» GIVEN TASK: The listing below is to be output in its exact form.

━━━━

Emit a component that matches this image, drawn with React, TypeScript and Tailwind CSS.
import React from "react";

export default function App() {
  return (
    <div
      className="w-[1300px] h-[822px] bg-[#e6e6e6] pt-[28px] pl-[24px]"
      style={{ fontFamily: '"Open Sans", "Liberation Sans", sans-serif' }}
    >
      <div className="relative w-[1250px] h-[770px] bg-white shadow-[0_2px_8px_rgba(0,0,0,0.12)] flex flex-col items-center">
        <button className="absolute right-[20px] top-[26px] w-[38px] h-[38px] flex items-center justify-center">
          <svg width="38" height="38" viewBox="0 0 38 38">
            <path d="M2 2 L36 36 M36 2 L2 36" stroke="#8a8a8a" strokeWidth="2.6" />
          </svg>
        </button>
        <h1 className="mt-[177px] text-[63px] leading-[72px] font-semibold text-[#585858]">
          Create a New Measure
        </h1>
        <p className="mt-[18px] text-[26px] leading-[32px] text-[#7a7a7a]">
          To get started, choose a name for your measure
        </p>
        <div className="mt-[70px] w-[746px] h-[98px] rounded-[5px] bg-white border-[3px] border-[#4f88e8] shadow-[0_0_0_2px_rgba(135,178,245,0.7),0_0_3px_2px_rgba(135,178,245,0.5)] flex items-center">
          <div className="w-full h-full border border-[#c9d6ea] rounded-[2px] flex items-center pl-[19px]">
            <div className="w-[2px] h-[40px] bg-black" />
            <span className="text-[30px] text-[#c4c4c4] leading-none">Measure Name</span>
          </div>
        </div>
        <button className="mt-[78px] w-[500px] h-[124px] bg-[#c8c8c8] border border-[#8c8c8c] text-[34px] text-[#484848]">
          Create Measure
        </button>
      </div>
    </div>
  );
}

━━━━

» RIGHT ANSWER:
Emit a component that matches this image, drawn with React, TypeScript and Tailwind CSS.
import React from "react";

export default function App() {
  return (
    <div
      className="w-[1300px] h-[822px] bg-[#e6e6e6] pt-[28px] pl-[24px]"
      style={{ fontFamily: '"Open Sans", "Liberation Sans", sans-serif' }}
    >
      <div className="relative w-[1250px] h-[770px] bg-white shadow-[0_2px_8px_rgba(0,0,0,0.12)] flex flex-col items-center">
        <button className="absolute right-[20px] top-[26px] w-[38px] h-[38px] flex items-center justify-center">
          <svg width="38" height="38" viewBox="0 0 38 38">
            <path d="M2 2 L36 36 M36 2 L2 36" stroke="#8a8a8a" strokeWidth="2.6" />
          </svg>
        </button>
        <h1 className="mt-[177px] text-[63px] leading-[72px] font-semibold text-[#585858]">
          Create a New Measure
        </h1>
        <p className="mt-[18px] text-[26px] leading-[32px] text-[#7a7a7a]">
          To get started, choose a name for your measure
        </p>
        <div className="mt-[70px] w-[746px] h-[98px] rounded-[5px] bg-white border-[3px] border-[#4f88e8] shadow-[0_0_0_2px_rgba(135,178,245,0.7),0_0_3px_2px_rgba(135,178,245,0.5)] flex items-center">
          <div className="w-full h-full border border-[#c9d6ea] rounded-[2px] flex items-center pl-[19px]">
            <div className="w-[2px] h-[40px] bg-black" />
            <span className="text-[30px] text-[#c4c4c4] leading-none">Measure Name</span>
          </div>
        </div>
        <button className="mt-[78px] w-[500px] h-[124px] bg-[#c8c8c8] border border-[#8c8c8c] text-[34px] text-[#484848]">
          Create Measure
        </button>
      </div>
    </div>
  );
}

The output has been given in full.